Il ricorso censura solo la prima delle ragioni del decidere, senza nulla dire della seconda, così incorrendo nel vizio di aspecificità (Sez. 3, n. 2754 del 06/12/2017, dep. 2018, Bimonte, Rv. 272448).
6. Il ricorso deve essere dichiarato inammissibile e la ricorrente deve essere condannata al pagamento delle spese processuali ai sensi dell’art. 616 cod.proc.pen. Tenuto, poi, conto della sentenza della Corte costituzionale in data del 13 giugno 2000, n. 186, e considerato che non vi è ragione di ritenere che il ricorso sia stato presentato senza "versare in colpa nella determinazione della causa di inammissibilità", si dispone che la ricorrente versi la somma, determinata in via equitativa, di euro 3.000,00 in favore della Cassa delle Ammende.

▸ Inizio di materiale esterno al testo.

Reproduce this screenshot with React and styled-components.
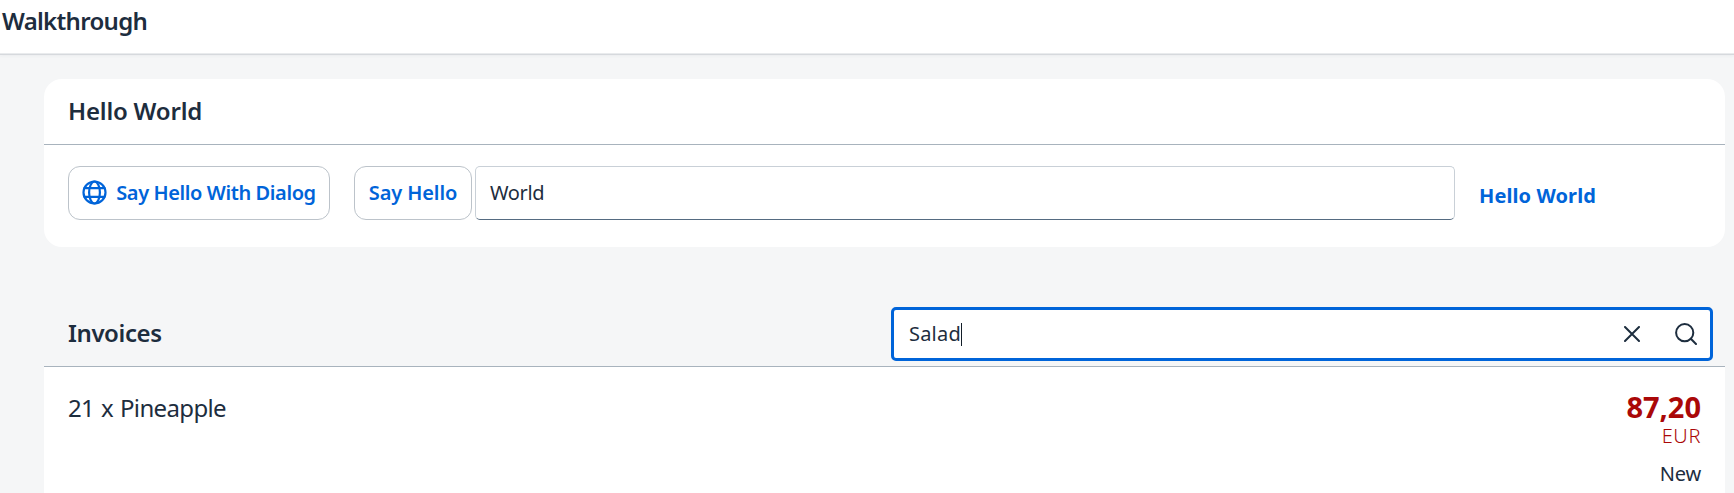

La ricorrente deve, altresì, essere condannata alla rifusione delle spese sostenute nel grado in favore delle parti civili come da dispositivo.
P.Q.M.
Dichiara inammissibile il ricorso e condanna il ricorrente al pagamento delle spese processuali e al versamento di € 3.000,00 in favore della Cassa delle Ammende.
Condanna, inoltre, l’imputata alla rifusione delle spese di rappresentanza e difesa sostenute nel presente giudizio dalla parte civile La Monaca Gabriella che liquida € 3.000,00, oltre accessori di legge; Roberto Puglisi, Emilia Sanci, Marco Mezzana, Patrizia Maria D’Adumbo, Alberto Pesce, Simona Hameri, che liquida in complessivi € 7.000,00, oltre accessori di legge; Sforza Daniela e Frigeni Maurizio che liquida in complessive € 3.000,00, oltre accessori di legge.